Warning: This article contains spoilers.
The beheading of Marie Antoinette — courtesy of the guillotine — is accompanied by frenzied revolutionist chants backed by a dramatic French score in the opening moments of Ridley Scott’s Napoleon.
This historical epic stars Joaquin Phoenix as France’s storied general, and follows Bonaparte’s rise to power, wartime accomplishments and troubled domestic life. Scott juxtaposes the power Napoleon wields on the battlefield and the power others wield over him off of it.
Joséphine de Beauharnais is played with poise by Vanessa Kirby, offering perhaps an even greater presence than the film’s titular character. Her infidelity plucks Napoleon back home from Egypt, bleeding glory from the grandiose scale of the emperor’s victories. De Beauharnais, in a sense, becomes a conduit for diving into the unexplored aspects of Napoleon's psyche. She is more than a housewife, taking charge as a true empress of France and of the narrative arc of the film.

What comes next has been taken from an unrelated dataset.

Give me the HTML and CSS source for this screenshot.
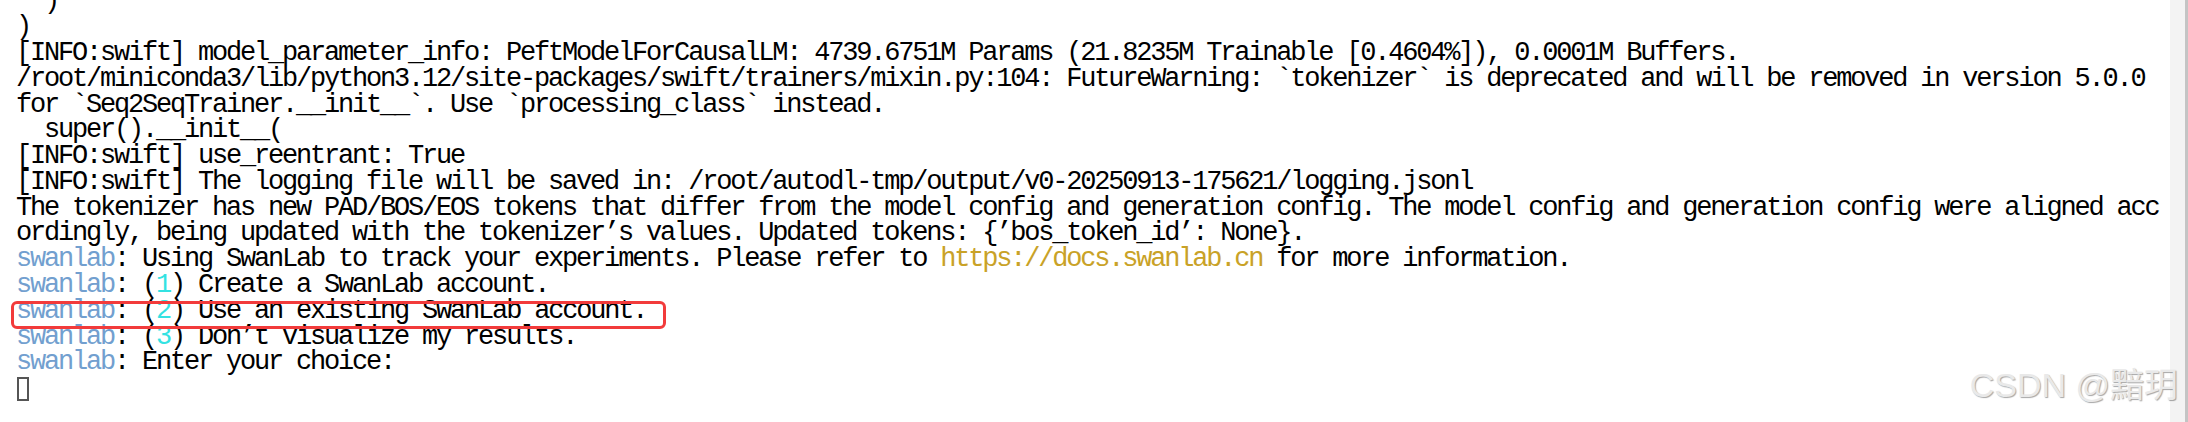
FILE: index.html
```html
<!DOCTYPE html>
<html lang="en">
<head>
<meta charset="utf-8">
<title>Terminal output</title>
<link rel="stylesheet" href="styles.css">
</head>
<body>
<div class="page">
  <main class="term">
    <div class="line">  )</div>
    <div class="line">)</div>
    <div class="line">[INFO:swift] model_parameter_info: PeftModelForCausalLM: 4739.6751M Params (21.8235M Trainable [0.4604%]), 0.0001M Buffers.</div>
    <div class="line">/root/miniconda3/lib/python3.12/site-packages/swift/trainers/mixin.py:104: FutureWarning: `tokenizer` is deprecated and will be removed in version 5.0.0</div>
    <div class="line">for `Seq2SeqTrainer.__init__`. Use `processing_class` instead.</div>
    <div class="line">  super().__init__(</div>
    <div class="line">[INFO:swift] use_reentrant: True</div>
    <div class="line">[INFO:swift] The logging file will be saved in: /root/autodl-tmp/output/v0-20250913-175621/logging.jsonl</div>
    <div class="line">The tokenizer has new PAD/BOS/EOS tokens that differ from the model config and generation config. The model config and generation config were aligned acc</div>
    <div class="line">ordingly, being updated with the tokenizer’s values. Updated tokens: {’bos_token_id’: None}.</div>
    <div class="line"><span class="sl">swanlab</span>: Using SwanLab to track your experiments. Please refer to <span class="url">https://docs.swanlab.cn</span> for more information.</div>
    <div class="line"><span class="sl">swanlab</span>: (<span class="num">1</span>) Create a SwanLab account.</div>
    <div class="line line-hl"><span class="sl">swanlab</span>: (<span class="num">2</span>) Use an existing SwanLab account.<span class="mark" aria-hidden="true"></span></div>
    <div class="line"><span class="sl">swanlab</span>: (<span class="num">3</span>) Don’t visualize my results.</div>
    <div class="line"><span class="sl">swanlab</span>: Enter your choice:</div>
    <div class="line"><span class="cursor"></span></div>
  </main>
  <aside class="scrollbar"><div class="thumb"></div></aside>
  <div class="watermark">CSDN @黯玥</div>
</div>
</body>
</html>
```

FILE: styles.css
```css
html, body {
  margin: 0;
  padding: 0;
  background: #ffffff;
}

.page {
  position: relative;
  display: flex;
  height: 422px;
  overflow: hidden;
}

.term {
  flex: 1;
  margin-top: -10.7px;
  padding-left: 16px;
  font-family: "Liberation Mono", "DejaVu Sans Mono", monospace;
  font-size: 27px;
  line-height: 25.8px;
  letter-spacing: -2.2px;
  color: #000000;
}

.line {
  height: 25.8px;
  white-space: pre;
}

.line-hl {
  position: relative;
}

.sl {
  color: #729fcf;
}

.num {
  color: #34e2e2;
}

.url {
  color: #c9a227;
}

.mark {
  position: absolute;
  left: -5px;
  top: 2px;
  width: 655px;
  height: 28px;
  box-sizing: border-box;
  border: 3px solid #f23b3b;
  border-radius: 6px;
}

.cursor {
  display: inline-block;
  vertical-align: top;
  width: 12px;
  height: 24px;
  margin-top: 1px;
  margin-left: 1px;
  box-sizing: border-box;
  border: 2px solid #555555;
}

.scrollbar {
  width: 18px;
  background: #f3f3f3;
  display: flex;
  justify-content: flex-end;
}

.thumb {
  width: 3px;
  background: #c4c4c4;
}

.watermark {
  position: absolute;
  right: 10px;
  top: 358px;
  font-family: "Liberation Sans Narrow", "Liberation Sans", "Noto Sans CJK SC", sans-serif;
  font-size: 34px;
  color: #e9e9e9;
  text-shadow: 1px 1px 1px rgba(0, 0, 0, 0.35);
  white-space: nowrap;
}
```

Phoenix presents Napoleon as both stoic and vulnerable, bringing to life a version of the character unaddressed in history textbooks. The Napoleon we meet on the battlefield is a strategic genius but the man at home is something else entirely. He’s at times a vindictive emperor, at other turns a victimized pawn belied by two distinct spheres of his life. He’s one half of a passionate royal couple, but never a whole person unless he’s conquering another European power or manipulating allies.

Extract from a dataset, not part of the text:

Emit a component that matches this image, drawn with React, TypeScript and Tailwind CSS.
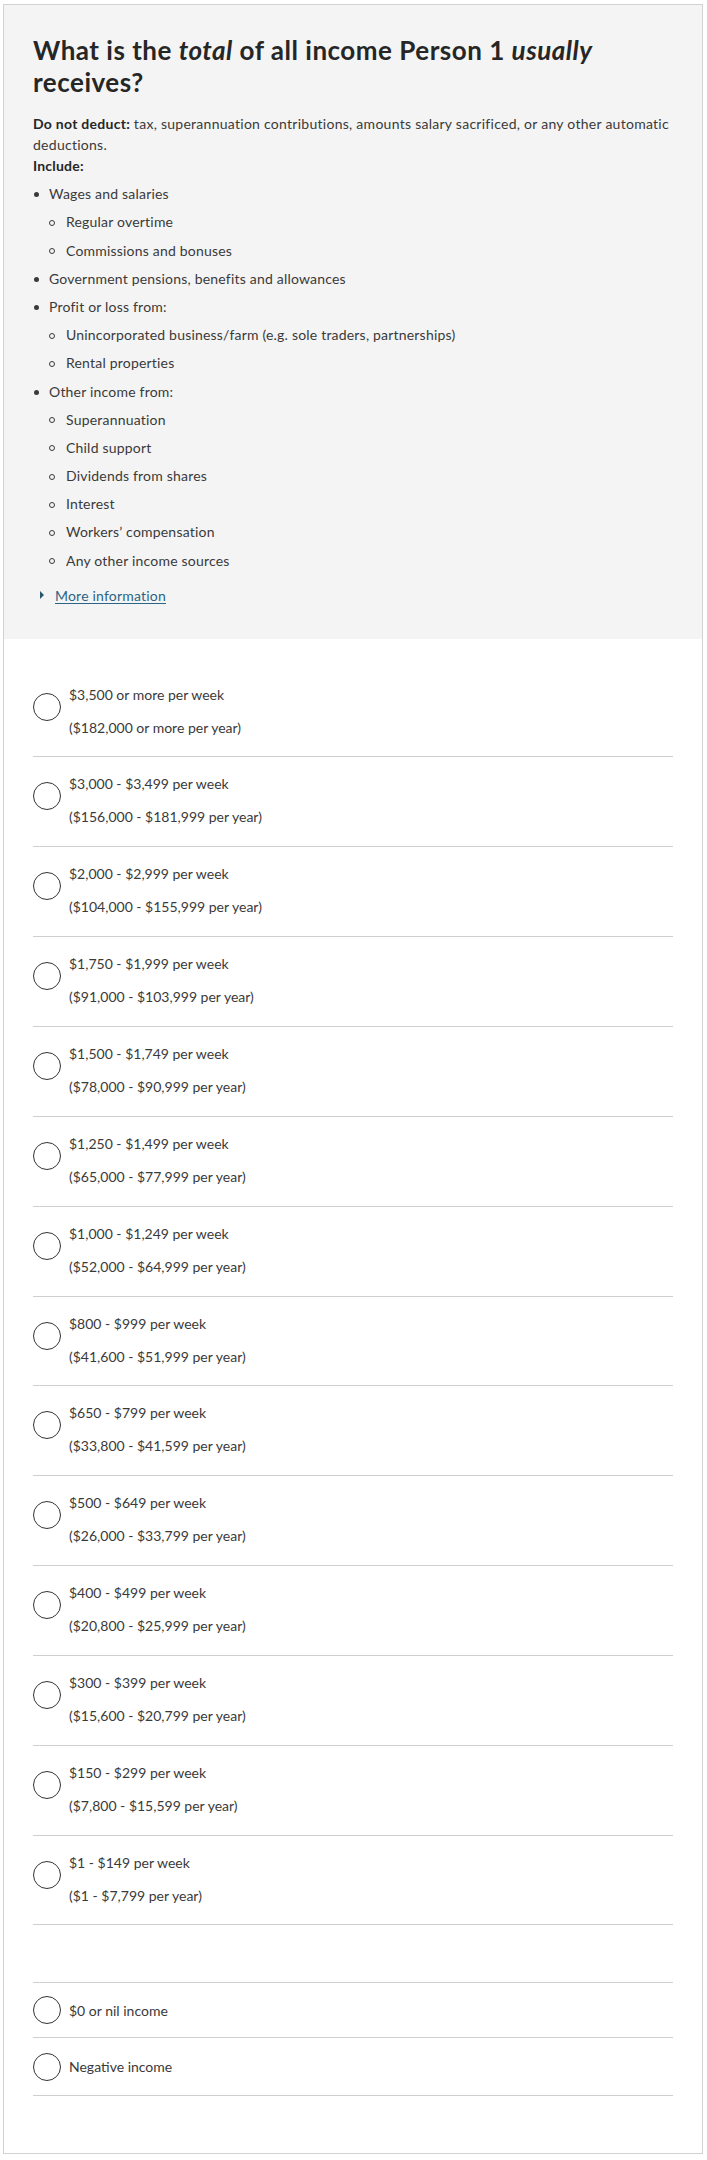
import React from "react";

const font = { fontFamily: '"Segoe UI", Lato, "Noto Sans", sans-serif' };

const options: [string, string][] = [
  ["$3,500 or more per week", "($182,000 or more per year)"],
  ["$3,000 - $3,499 per week", "($156,000 - $181,999 per year)"],
  ["$2,000 - $2,999 per week", "($104,000 - $155,999 per year)"],
  ["$1,750 - $1,999 per week", "($91,000 - $103,999 per year)"],
  ["$1,500 - $1,749 per week", "($78,000 - $90,999 per year)"],
  ["$1,250 - $1,499 per week", "($65,000 - $77,999 per year)"],
  ["$1,000 - $1,249 per week", "($52,000 - $64,999 per year)"],
  ["$800 - $999 per week", "($41,600 - $51,999 per year)"],
  ["$650 - $799 per week", "($33,800 - $41,599 per year)"],
  ["$500 - $649 per week", "($26,000 - $33,799 per year)"],
  ["$400 - $499 per week", "($20,800 - $25,999 per year)"],
  ["$300 - $399 per week", "($15,600 - $20,799 per year)"],
  ["$150 - $299 per week", "($7,800 - $15,599 per year)"],
  ["$1 - $149 per week", "($1 - $7,799 per year)"],
];

const include: { text: string; sub?: string[] }[] = [
  { text: "Wages and salaries", sub: ["Regular overtime", "Commissions and bonuses"] },
  { text: "Government pensions, benefits and allowances" },
  {
    text: "Profit or loss from:",
    sub: ["Unincorporated business/farm (e.g. sole traders, partnerships)", "Rental properties"],
  },
  {
    text: "Other income from:",
    sub: [
      "Superannuation",
      "Child support",
      "Dividends from shares",
      "Interest",
      "Workers\u2019 compensation",
      "Any other income sources",
    ],
  },
];

function Radio() {
  return <span className="block h-[28px] w-[28px] shrink-0 rounded-full border border-[#333]" />;
}

function DoubleRow({ week, year }: { week: string; year: string }) {
  return (
    <label className="flex h-[89.85px] items-start gap-[8px] border-b border-[#cfcfcf] pt-[16px]">
      <span className="mt-[9px]">
        <Radio />
      </span>
      <span className="flex flex-col gap-[12px] leading-[21px]">
        <span>{week}</span>
        <span>{year}</span>
      </span>
    </label>
  );
}

function SingleRow({ label, tall }: { label: string; tall?: boolean }) {
  return (
    <label
      className={
        "flex items-center gap-[8px] border-b border-[#cfcfcf] " + (tall ? "h-[58px]" : "h-[55px]")
      }
    >
      <Radio />
      <span className="leading-[21px]">{label}</span>
    </label>
  );
}

export default function App() {
  return (
    <div className="pl-[3px] pt-[4px] text-[14px] text-[#3a3a3a]" style={font}>
      <div className="w-[700px] border border-[#d2d2d2]">
        <section className="bg-[#f4f4f4] px-[29px] pb-[33px] pt-[29px]">
          <h1 className="text-[26px] font-bold leading-[32px] tracking-[0.5px] text-[#262626]">
            What is the <em>total</em> of all income Person 1 <em>usually</em> receives?
          </h1>
          <p className="mt-[15px] leading-[21px] tracking-[0.27px]">
            <strong className="font-bold text-[#262626]">Do not deduct:</strong> tax, superannuation
            contributions, amounts salary sacrificed, or any other automatic deductions.
          </p>
          <p className="font-bold leading-[21px] tracking-[0.2px] text-[#262626]">Include:</p>
          <ul className="leading-[21px] tracking-[0.2px]">
            {include.map((item) => (
              <li key={item.text} className="mt-[7.2px]">
                <div className="flex">
                  <span className="flex h-[21px] w-[16px] shrink-0 items-center pt-[2px]">
                    <span className="ml-[1px] block h-[5px] w-[5px] rounded-full bg-[#3a3a3a]" />
                  </span>
                  <span>{item.text}</span>
                </div>
                {item.sub && (
                  <ul className="pl-[16px]">
                    {item.sub.map((s) => (
                      <li key={s} className="mt-[7.2px] flex">
                        <span className="flex h-[21px] w-[17px] shrink-0 items-center pt-[2px]">
                          <span className="block h-[6px] w-[6px] rounded-full border border-[#3a3a3a]" />
                        </span>
                        <span>{s}</span>
                      </li>
                    ))}
                  </ul>
                )}
              </li>
            ))}
          </ul>
          <div className="mt-[14px] flex items-center leading-[21px] tracking-[0.2px]">
            <span className="ml-[7px] mr-[11px] block h-0 w-0 border-y-[4px] border-l-[4px] border-y-transparent border-l-[#2b5870]" />
            <a href="#" className="text-[#2a6487] underline underline-offset-2">
              More information
            </a>
          </div>
        </section>
        <section className="px-[29px] pb-[57px] pt-[29px]">
          {options.map(([w, y]) => (
            <DoubleRow key={w} week={w} year={y} />
          ))}
          <div className="h-[58px] border-b border-[#cfcfcf]" />
          <SingleRow label="$0 or nil income" />
          <SingleRow label="Negative income" tall />
        </section>
      </div>
    </div>
  );
}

The combination of the two performances results in a unique film, as much a tale of Napoleon’s marriage as it is an exploration of his political legacy. We take in the immensity of his military genius and his conquests just as we do the betrayals and inevitable exile to the island of St. Helena that befalls Bonaparte towards the end of his life.

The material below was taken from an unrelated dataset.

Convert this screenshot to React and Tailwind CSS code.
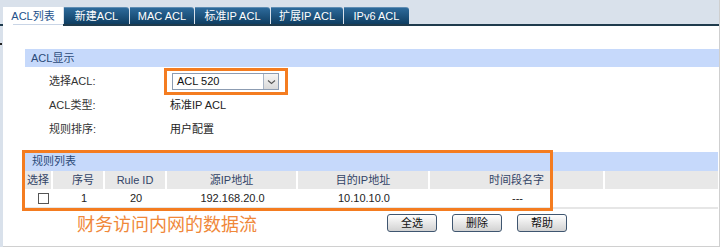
/**
 * ACL list page – tabs, ACL display block, rule table.
 */

const tabs = [
  { label: "新建ACL", w: "w-[65px]" },
  { label: "MAC ACL", w: "w-[64px]" },
  { label: "标准IP ACL", w: "w-[75px]" },
  { label: "扩展IP ACL", w: "w-[72px]" },
  { label: "IPv6 ACL", w: "w-[65px]" },
];

const cols = [
  { label: "选择", w: "w-[28px]" },
  { label: "序号", w: "w-[52px] pl-[10px]" },
  { label: "Rule ID", w: "w-[62px]" },
  { label: "源IP地址", w: "w-[131px]" },
  { label: "目的IP地址", w: "w-[132px]" },
  { label: "时间段名字", w: "w-[175px]" },
  { label: "", w: "flex-1" },
];

function Btn({ children }) {
  return (
    <button className="w-[50px] h-[18px] border border-[#3f5670] rounded-[3px] bg-linear-to-b from-white to-[#d2d2d2] text-[11px] leading-[16px] text-[#111]">
      {children}
    </button>
  );
}

export default function App() {
  return (
    <div className="relative w-[720px] h-[247px] overflow-hidden bg-[#d9e1eb] border-r border-[#cfcfcf] flex flex-col font-['Liberation_Sans','Noto_Sans_CJK_SC',sans-serif] text-[11px] text-[#333]">
      {/* ── Tabs ─────────────────────────────── */}
      <div className="h-[24px] flex items-end pl-[3px] gap-[1px]">
        <div className="relative z-10 w-[60px] h-[19px] -mb-[2px] bg-white flex flex-col items-center justify-center">
          <span className="text-[#23508a] leading-[14px]">ACL列表</span>
          <div className="self-end w-[50px] h-[1px] bg-[#c9d5e6] mt-[1px]" />
        </div>
        {tabs.map((t) => (
          <div
            key={t.label}
            className={`${t.w} h-[17px] bg-linear-to-b from-[#2d6a9b] to-[#0f3e62] rounded-tr-[3px] border-t border-[#5f8db3] text-white flex items-center justify-center leading-none`}
          >
            {t.label}
          </div>
        ))}
      </div>
      <div className="h-[2px] bg-[#1f3b4d]" />

      {/* ── Content panel ────────────────────── */}
      <div className="ml-[3px] flex-1 bg-white border-b border-[#d0d0d0] flex flex-col">
        {/* ACL显示 */}
        <div className="ml-[22px] mt-[23px]">
          <div className="h-[18px] bg-[#c6d9fb] pl-[6px] leading-[18px] text-[#2b4a78]">ACL显示</div>
          <div className="pl-[24px]">
            <div className="h-[29px] flex items-center">
              <span className="w-[115px]">选择ACL:</span>
              <div className="w-[124px] h-[27px] border-[3px] border-[#f47c20] flex items-center pl-[5px]">
                <div className="w-[107px] h-[17px] border border-[#8c9cb2] flex items-center">
                  <span className="flex-1 pl-[4px] text-[#111]">ACL 520</span>
                  <div className="w-[15px] h-[15px] border-l border-[#a8b4c4] bg-linear-to-b from-[#f6f6f6] to-[#d9d9d9] flex items-center justify-center">
                    <svg width="9" height="6" viewBox="0 0 9 6">
                      <path d="M1 1.5 L4.5 4.5 L8 1.5" fill="none" stroke="#555" strokeWidth="1.1" />
                    </svg>
                  </div>
                </div>
              </div>
            </div>
            <div className="h-[19px] flex items-center">
              <span className="w-[121px]">ACL类型:</span>
              <span className="text-[#222]">标准IP ACL</span>
            </div>
            <div className="h-[19px] mt-[5px] flex items-center">
              <span className="w-[121px]">规则排序:</span>
              <span className="text-[#222]">用户配置</span>
            </div>
          </div>
        </div>

        {/* 规则列表 */}
        <div className="ml-[22px] mr-[1px] mt-[13px]">
          <div className="h-[19px] bg-[#c6d9fb] pl-[7px] leading-[19px] text-[#2b4a78]">规则列表</div>
          <div className="h-[18px] flex bg-[#e8e8e8] text-[#334466]">
            {cols.map((c, i) => (
              <div
                key={i}
                className={`${c.w} ${i < cols.length - 1 ? "border-r-2 border-white" : ""} flex items-center justify-center`}
              >
                {c.label}
              </div>
            ))}
          </div>
          <div className="h-[20px] flex border-b-2 border-[#e6e6e6] text-[#222]">
            <div className="w-[28px] flex items-center justify-center">
              <div className="w-[11px] h-[11px] border border-[#555] bg-white ml-[8px]" />
            </div>
            <div className="w-[52px] pl-[10px] flex items-center justify-center">1</div>
            <div className="w-[62px] flex items-center justify-center">20</div>
            <div className="w-[131px] flex items-center justify-center">192.168.20.0</div>
            <div className="w-[132px] flex items-center justify-center">10.10.10.0</div>
            <div className="w-[175px] flex items-center justify-center">---</div>
            <div className="flex-1" />
          </div>

          {/* footer: caption + buttons */}
          <div className="flex items-start mt-[5px] pl-[52px]">
            <span className="w-[310px] text-[18px] leading-[20px] mt-[1px] text-[#f0883a]">财务访问内网的数据流</span>
            <div className="flex gap-[15px]">
              <Btn>全选</Btn>
              <Btn>删除</Btn>
              <Btn>帮助</Btn>
            </div>
          </div>
        </div>
      </div>

      {/* ── Annotation overlay ───────────────── */}
      <div className="absolute left-[22px] top-[150px] w-[531px] h-[61px] border-[3px] border-[#f47c20] pointer-events-none" />
      <div className="absolute left-0 top-[43px] w-[2px] h-[2px] bg-[#222]" />
    </div>
  );
}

Scott is more concerned with cinematic flavor than historical accuracy (“get a life,” is his response to critics), injecting stunningly-choreographed battle scenes and the right dose of melodrama into “Napoleon.”
With the screen time we do get on the battlefield, Scott does well to immerse audiences into the moments that made Napoleon into a legend by staging massive fight sequences that fill the entirety of the frame. These scenes are bursting with spectacle and gore, an alluring painting over of the imagined borders of warfare.
As a historical drama, Napoleon fails by struggling to weave the thrill of battle into the romance at the core of the film. As a character study, Napoleon thrives upon Scott’s specificity, and is deliberate in its scope and ambitions, giving us a distinct glimpse into his person beyond the battlefield. What would’ve been a medley of unbalanced war scenes is elevated by the discernible complexity of the film’s subject, an incomplete but daring portrayal into the man in the bicorn hat who conquered half a million square miles of Europe.